Japan’s new ethoxyquin standard spooks Indian shrimp industry

By Ankush Bhai Chibber

- Last updated on GMT

Japan’s new ethoxyquin standard spooks Indian shrimp industry
India’s shrimp exporters are concerned by a new move by Japanese food safety regulators to lower the acceptable levels of a key anti-oxidant used in fishmeal.

Earlier this month, Japan’s Food Safety Commission announced new regulations that would impose compulsory testing for ethoxyquin in shrimp consignments from India on the basis of a default standard of 0.01ppm.

Ethoxyquin is a quinoline-based antioxidant and an important ingredient in shrimp feed, with almost all shrimp units in India using it. Japan permits a minimum residue level of 1 ppm for fish.

Indian officials and seafood producers and exporters are calling the standard baseless and damaging to the country’s seafood export market. This, they say, will affect the almost 100,000 households involved in aquaculture. 

Significant business

India’s is a major exporter of seafood and Japan is one of its key export destinations, especially since the Fukushima incident. Data from India’s Department of Animal Husbandry, Dairying & Fisheries (DADF), showed marine product exports are estimated to have reached US$3.42bn, up 20% from 2011­12.

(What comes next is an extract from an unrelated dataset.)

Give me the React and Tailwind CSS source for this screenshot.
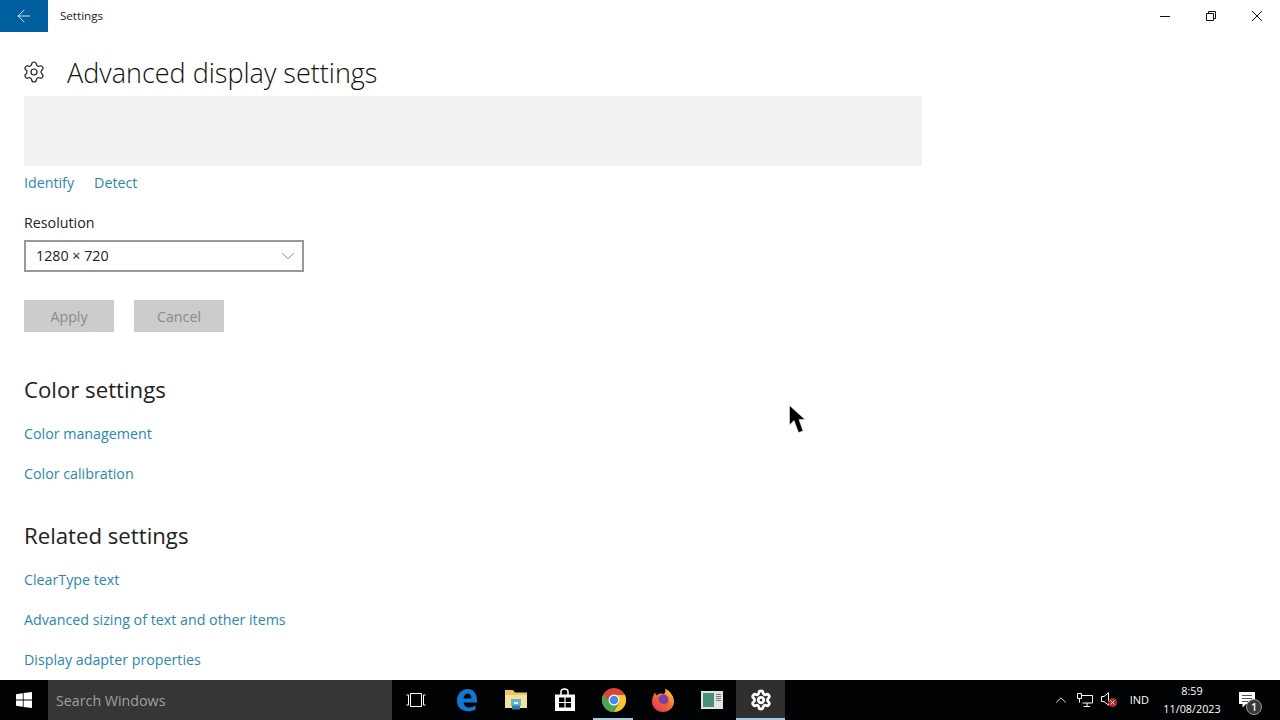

According to the DADF, exports include black tiger and fresh water prawn shrimp, frozen versatile fish, frozen skipjack and squid. These are sourced mostly from Andhra Pradesh, Maharashtra, Kerala, Tamil Nadu and West Bengal.

In a statement, the Marine Products Export Development Authority (MPEDA), the agency working for the promotion of seafood exports, said that Japanese authorities have been approached to reconsider their decision and put a stay on it until further investigations can be made.

Reaching out

A team led by the chairman of the MPEDA visited Japan earlier this month to push the fact that the proposed standard of 0.01 ppm is not based on any internationally accepted scientific studies.

The MPEDA team also informed the Japanese authorities that that there are no international norms for ethoxyquin in shrimps, and no study has shown any scientific evidence of danger to human health to merit the fixing of minimum residue levels for fish and shrimp.

However, for now, neither the Food Safety Commission nor any other authority has not made any move towards recanting the notice, which was immediately enforceable. On the other hand, no shrimp consignments from India have yet been returned by Japan.